Show all lines from the listing below that contain "React".

COLLECTED MATERIAL:
^^^^^^^^^^^^^^^^

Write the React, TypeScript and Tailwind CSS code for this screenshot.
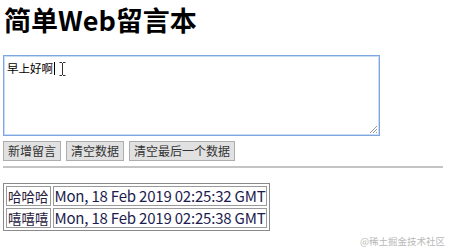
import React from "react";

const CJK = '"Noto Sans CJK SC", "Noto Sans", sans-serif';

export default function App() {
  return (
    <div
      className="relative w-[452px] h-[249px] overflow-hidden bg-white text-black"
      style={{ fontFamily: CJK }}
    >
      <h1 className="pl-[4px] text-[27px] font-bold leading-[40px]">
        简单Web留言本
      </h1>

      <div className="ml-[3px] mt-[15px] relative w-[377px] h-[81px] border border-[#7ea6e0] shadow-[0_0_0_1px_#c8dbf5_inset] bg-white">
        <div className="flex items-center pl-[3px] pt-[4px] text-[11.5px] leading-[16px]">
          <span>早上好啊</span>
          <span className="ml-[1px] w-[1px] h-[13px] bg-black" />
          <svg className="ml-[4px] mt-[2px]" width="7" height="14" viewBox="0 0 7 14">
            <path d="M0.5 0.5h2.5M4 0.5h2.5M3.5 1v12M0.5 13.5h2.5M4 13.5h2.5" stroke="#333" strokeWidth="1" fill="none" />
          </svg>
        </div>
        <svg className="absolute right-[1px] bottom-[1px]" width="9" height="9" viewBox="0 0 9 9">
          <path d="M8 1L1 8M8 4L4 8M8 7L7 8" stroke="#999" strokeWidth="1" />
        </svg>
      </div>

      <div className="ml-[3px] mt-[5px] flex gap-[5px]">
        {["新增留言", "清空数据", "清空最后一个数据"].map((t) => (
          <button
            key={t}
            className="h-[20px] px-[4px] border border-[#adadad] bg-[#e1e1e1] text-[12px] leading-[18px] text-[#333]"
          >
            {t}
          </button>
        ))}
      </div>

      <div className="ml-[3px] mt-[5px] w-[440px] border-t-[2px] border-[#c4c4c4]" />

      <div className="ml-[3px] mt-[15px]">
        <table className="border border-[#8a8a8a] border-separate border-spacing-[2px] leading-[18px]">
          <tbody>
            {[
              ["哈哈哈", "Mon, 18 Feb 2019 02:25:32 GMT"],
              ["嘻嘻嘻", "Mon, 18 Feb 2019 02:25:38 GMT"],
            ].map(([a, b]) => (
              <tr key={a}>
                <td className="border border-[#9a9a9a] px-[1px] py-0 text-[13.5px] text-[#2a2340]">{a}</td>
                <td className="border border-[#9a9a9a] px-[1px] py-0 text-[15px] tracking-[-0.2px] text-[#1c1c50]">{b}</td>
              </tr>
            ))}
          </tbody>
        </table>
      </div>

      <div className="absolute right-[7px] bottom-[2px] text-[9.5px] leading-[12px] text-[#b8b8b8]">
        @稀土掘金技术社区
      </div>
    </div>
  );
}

^^^^^^^^^^^^^^^^

RESPONSE:
Write the React, TypeScript and Tailwind CSS code for this screenshot.
import React from "react";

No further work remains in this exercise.